Using the data below, copy every line that contains the word "React".

-*-

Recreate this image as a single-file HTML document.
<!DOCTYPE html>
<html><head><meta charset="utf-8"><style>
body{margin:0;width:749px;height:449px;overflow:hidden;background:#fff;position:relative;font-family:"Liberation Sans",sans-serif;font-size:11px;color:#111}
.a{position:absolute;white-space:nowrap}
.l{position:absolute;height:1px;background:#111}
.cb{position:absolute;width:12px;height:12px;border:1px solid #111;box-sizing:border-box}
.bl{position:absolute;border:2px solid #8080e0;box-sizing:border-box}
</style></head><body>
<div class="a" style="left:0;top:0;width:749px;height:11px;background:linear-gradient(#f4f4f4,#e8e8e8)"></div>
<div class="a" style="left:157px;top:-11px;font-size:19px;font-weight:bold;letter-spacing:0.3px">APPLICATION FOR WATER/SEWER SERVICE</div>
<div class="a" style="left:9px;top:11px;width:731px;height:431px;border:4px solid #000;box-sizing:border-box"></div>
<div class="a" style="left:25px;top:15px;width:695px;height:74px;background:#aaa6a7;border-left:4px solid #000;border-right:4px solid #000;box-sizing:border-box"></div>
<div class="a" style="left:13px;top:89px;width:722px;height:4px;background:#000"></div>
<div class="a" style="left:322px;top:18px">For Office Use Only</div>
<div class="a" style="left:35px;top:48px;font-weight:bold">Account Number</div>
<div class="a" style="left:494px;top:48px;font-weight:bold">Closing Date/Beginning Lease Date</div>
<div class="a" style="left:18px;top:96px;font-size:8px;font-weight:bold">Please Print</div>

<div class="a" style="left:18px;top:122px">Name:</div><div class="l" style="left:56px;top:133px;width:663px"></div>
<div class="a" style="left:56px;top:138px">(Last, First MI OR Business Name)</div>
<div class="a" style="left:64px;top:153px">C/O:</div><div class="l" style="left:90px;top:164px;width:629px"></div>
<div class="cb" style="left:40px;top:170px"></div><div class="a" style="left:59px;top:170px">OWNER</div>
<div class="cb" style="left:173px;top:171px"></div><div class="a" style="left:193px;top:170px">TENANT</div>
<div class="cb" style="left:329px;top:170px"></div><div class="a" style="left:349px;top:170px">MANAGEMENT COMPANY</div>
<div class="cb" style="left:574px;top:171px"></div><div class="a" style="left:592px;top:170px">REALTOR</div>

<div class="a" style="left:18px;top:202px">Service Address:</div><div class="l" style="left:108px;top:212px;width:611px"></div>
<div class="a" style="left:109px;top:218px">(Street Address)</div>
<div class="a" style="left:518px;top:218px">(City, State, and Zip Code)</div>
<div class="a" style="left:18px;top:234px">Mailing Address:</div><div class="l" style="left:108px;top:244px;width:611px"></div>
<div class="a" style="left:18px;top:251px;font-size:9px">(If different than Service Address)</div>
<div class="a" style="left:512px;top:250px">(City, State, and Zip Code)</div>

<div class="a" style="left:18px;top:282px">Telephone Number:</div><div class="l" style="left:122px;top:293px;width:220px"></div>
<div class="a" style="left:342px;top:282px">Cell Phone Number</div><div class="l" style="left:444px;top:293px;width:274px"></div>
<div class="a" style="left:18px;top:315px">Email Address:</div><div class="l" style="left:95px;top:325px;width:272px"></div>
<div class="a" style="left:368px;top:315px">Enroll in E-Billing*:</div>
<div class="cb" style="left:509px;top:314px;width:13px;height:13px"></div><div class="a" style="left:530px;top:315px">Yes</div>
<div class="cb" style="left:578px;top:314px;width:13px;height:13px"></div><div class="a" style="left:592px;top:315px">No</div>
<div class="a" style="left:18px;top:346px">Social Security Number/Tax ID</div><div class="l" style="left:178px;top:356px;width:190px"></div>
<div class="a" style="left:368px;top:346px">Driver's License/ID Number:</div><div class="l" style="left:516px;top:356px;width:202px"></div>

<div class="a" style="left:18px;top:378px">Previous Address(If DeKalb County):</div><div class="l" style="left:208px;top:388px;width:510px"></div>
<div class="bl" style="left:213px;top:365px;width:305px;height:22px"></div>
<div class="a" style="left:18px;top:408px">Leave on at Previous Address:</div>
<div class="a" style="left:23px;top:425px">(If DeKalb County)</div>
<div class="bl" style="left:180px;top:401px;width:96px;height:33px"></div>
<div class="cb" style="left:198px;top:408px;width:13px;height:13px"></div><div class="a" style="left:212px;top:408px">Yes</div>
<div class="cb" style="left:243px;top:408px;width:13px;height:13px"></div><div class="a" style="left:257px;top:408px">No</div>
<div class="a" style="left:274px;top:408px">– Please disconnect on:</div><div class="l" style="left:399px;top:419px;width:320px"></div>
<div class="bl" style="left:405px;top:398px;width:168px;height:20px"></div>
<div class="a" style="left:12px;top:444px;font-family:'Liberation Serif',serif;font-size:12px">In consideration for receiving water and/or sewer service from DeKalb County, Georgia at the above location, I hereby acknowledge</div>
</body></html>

-*-

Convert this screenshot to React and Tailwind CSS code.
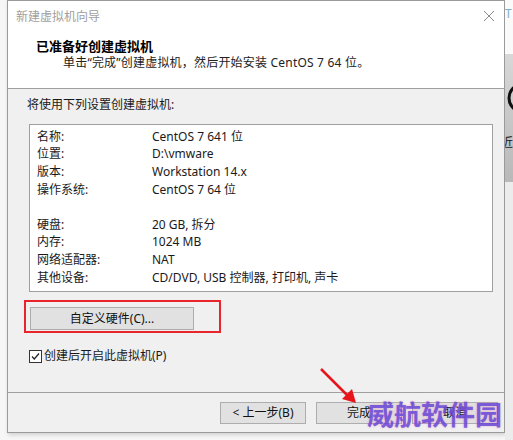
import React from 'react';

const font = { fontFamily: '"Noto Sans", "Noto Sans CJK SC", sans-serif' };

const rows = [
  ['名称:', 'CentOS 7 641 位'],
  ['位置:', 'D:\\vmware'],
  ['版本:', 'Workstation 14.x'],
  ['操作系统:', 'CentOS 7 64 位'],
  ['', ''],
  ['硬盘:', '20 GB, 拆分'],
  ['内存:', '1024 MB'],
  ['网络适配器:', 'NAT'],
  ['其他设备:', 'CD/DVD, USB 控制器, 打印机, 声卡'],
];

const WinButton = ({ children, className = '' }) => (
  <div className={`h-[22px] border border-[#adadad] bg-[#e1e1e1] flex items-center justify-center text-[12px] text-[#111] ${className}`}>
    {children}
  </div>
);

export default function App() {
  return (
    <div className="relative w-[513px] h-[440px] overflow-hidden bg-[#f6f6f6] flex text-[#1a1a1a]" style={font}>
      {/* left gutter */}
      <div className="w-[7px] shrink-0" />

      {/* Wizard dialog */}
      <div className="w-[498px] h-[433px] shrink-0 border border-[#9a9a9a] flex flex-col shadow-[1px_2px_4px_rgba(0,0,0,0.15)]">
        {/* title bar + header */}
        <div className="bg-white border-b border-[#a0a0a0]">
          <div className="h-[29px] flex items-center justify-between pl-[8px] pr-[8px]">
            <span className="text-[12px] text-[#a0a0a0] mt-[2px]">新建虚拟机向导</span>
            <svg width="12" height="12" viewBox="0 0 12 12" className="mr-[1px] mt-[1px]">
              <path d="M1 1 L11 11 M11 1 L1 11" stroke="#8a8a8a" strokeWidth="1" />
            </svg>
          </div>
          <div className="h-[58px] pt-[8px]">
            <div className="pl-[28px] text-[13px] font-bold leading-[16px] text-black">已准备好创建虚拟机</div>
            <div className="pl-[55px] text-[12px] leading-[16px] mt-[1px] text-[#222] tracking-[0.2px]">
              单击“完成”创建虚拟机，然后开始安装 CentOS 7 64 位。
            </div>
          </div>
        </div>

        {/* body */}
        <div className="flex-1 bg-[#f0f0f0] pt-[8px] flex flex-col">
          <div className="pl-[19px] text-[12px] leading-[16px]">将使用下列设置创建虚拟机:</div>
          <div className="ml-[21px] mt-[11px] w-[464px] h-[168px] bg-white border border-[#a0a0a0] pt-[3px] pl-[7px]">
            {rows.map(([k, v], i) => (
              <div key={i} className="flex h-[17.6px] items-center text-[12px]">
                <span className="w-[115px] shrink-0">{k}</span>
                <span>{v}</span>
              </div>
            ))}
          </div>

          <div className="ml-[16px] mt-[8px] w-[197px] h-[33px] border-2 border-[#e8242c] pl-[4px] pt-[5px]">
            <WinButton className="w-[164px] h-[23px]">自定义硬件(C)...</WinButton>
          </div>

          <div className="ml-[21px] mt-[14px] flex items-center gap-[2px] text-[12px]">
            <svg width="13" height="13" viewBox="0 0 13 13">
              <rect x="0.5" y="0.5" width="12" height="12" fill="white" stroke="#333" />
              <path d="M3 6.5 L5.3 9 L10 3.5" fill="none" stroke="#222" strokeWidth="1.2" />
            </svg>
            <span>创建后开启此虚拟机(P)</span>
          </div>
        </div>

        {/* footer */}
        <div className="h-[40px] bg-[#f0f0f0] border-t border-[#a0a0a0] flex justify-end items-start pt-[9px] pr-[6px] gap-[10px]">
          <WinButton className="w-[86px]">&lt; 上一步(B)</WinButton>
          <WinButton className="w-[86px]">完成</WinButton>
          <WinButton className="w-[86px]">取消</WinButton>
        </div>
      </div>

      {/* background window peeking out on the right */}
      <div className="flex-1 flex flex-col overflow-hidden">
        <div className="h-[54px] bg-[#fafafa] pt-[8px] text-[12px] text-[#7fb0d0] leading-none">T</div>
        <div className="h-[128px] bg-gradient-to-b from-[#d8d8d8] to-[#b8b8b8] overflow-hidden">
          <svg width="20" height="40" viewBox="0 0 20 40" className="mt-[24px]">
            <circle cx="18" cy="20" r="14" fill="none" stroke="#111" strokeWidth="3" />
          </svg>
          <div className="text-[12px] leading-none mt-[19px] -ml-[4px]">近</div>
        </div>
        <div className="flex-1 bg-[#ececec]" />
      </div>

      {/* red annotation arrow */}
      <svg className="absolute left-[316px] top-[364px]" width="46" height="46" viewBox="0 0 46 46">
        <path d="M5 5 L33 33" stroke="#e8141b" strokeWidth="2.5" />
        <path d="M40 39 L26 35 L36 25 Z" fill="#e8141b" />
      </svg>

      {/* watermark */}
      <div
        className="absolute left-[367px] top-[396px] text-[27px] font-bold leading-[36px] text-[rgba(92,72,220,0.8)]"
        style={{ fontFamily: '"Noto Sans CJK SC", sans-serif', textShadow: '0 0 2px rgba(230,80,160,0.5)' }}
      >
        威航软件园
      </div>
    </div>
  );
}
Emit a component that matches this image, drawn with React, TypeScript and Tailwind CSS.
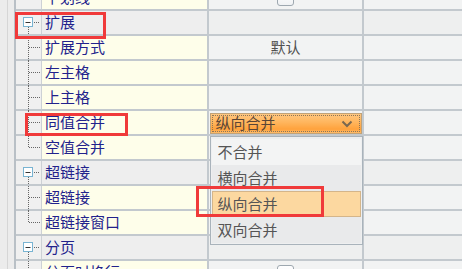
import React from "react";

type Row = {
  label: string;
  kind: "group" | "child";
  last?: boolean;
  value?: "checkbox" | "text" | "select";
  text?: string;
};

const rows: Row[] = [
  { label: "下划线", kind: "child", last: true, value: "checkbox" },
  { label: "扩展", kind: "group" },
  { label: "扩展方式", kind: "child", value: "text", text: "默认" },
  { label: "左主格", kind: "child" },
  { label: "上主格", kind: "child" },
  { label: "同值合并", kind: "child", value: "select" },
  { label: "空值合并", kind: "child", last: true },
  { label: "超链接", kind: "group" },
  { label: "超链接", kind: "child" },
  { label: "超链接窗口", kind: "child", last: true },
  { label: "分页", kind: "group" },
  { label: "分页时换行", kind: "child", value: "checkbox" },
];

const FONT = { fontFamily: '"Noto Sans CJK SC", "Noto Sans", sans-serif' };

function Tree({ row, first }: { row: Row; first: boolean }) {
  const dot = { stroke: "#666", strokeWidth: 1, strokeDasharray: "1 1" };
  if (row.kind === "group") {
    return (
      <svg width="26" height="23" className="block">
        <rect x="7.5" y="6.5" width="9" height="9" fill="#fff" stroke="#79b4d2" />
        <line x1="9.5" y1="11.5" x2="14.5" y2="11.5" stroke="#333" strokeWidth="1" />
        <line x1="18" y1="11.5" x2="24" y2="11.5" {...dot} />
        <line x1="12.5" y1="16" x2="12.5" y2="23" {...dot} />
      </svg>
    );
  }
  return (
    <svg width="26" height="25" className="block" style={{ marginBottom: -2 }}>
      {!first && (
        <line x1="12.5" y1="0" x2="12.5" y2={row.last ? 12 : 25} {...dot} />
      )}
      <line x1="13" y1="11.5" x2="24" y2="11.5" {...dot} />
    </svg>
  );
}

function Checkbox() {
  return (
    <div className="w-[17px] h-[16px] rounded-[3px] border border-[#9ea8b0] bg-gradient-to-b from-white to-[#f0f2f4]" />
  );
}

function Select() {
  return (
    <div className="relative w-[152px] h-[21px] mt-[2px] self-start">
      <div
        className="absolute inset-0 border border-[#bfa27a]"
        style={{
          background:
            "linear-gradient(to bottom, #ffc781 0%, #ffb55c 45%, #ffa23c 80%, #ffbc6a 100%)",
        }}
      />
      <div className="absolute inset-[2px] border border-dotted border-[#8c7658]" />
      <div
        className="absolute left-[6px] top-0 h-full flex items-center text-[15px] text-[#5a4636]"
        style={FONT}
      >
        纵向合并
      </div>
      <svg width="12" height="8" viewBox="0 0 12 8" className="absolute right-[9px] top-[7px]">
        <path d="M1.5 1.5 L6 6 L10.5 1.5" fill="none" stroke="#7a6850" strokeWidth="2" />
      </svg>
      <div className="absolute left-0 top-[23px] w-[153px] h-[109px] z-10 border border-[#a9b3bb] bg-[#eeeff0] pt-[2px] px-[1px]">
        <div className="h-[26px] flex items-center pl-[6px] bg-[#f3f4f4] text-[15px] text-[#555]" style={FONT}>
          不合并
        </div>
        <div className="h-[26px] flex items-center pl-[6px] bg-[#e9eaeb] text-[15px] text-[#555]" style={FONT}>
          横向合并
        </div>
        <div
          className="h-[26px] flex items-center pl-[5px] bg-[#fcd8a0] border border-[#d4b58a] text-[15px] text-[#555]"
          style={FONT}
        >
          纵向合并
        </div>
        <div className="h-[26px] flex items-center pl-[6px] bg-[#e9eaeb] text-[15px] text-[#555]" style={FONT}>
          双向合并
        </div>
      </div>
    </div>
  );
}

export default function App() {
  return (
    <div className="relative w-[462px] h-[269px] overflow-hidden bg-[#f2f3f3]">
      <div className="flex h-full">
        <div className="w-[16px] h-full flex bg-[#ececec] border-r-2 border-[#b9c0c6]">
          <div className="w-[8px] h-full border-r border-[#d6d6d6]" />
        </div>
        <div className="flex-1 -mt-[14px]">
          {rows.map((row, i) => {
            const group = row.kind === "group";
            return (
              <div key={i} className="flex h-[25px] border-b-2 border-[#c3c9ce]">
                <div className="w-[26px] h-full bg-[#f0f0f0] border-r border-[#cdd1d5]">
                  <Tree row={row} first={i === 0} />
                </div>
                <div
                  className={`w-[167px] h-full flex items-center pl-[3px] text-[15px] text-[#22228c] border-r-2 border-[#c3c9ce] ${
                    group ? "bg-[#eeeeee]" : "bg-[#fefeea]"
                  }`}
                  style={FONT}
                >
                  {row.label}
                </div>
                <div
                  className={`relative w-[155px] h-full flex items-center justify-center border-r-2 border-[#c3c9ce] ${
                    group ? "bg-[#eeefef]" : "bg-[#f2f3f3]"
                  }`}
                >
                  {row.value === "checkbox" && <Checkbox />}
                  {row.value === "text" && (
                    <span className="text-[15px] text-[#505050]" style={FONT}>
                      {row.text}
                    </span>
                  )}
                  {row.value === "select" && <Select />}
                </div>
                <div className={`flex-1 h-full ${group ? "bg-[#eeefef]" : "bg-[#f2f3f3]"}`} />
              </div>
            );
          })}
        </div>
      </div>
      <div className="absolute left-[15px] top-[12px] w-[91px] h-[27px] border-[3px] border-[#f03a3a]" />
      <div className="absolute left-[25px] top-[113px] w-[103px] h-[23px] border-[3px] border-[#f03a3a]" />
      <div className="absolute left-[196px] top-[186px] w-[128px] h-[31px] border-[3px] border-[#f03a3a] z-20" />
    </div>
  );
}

-*-

* ANSWER TO THIS EXERCISE:
Convert this screenshot to React and Tailwind CSS code.
import React from 'react';
Emit a component that matches this image, drawn with React, TypeScript and Tailwind CSS.
import React from "react";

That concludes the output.